We'd have incredibly clean cities if we ran vehicles on propane instead of petrol, and in the UK there was a big push to do this about 25-30 years ago. Obviously this got a lot of pushback from the banks and car manufacturers, because it wasn't selling people enough debt. Don't adapt your existing car to run on clean fuel that's mostly burnt as production waste! Sell your dirty polluting petrol car that only gets 38MPG and buy this nice new Cleaner Greener Diesel that gets an incredible 39MPG! And all at only 14.7% APR!

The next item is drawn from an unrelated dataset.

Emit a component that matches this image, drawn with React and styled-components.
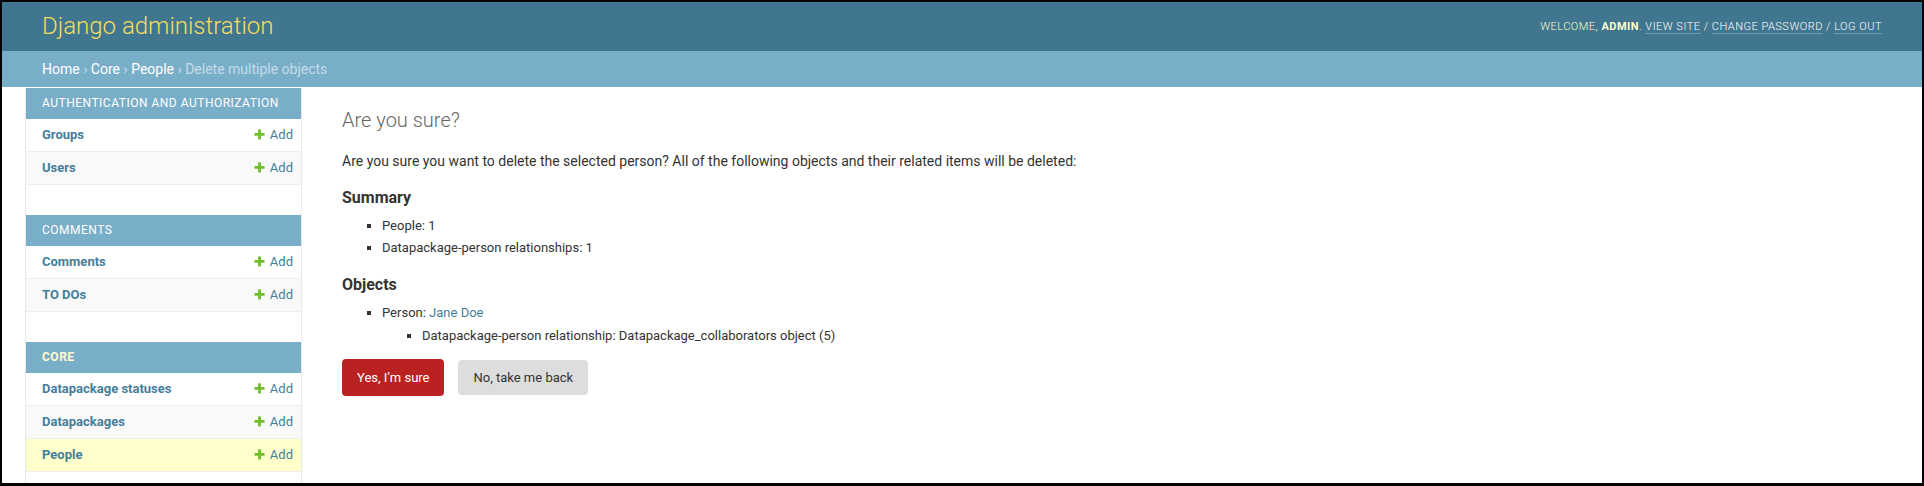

Profit before the environment, as always.


Replies

harmonicstoday at 10:40 AM

I know developed countries have a very different understanding of the word "clean", but in my city -- which is stuck in the 18th century -- the difference between winter and summer months is extreme. 500-1000 µg/m³ of PM2.5 in winter is the usual deal. 1500-2000 µg/m³ are not unheard of. Yet in summer it's often only 5-10 µg/m³, with spikes of no more than 50 µg/m³ in the evenings due to -- again -- coal burning.

And we have a lot of traffic, regular traffic jams. The average age of a typical car is older than 10 years, according to government data. Most of them are used cars with 100k miles (or more) on them imported from western Europe or the US.

Still, the difference in particulates in summer vs winter is literally hundreds of times.

ansgritoday at 10:00 AM

Gas-powered cars are indeed much cleaner, they are very popular in Armenia because of favorable pricing compared to petrol. And while air in cities here may not be very clean, it's generally not because of cars: people burn trash in winter and there are a lot of dust in the summer.

Thankfully many new cars are Chinese EVs and most people are installing solar panels, and it doesn't seem to be environmentally driven at all, just economics.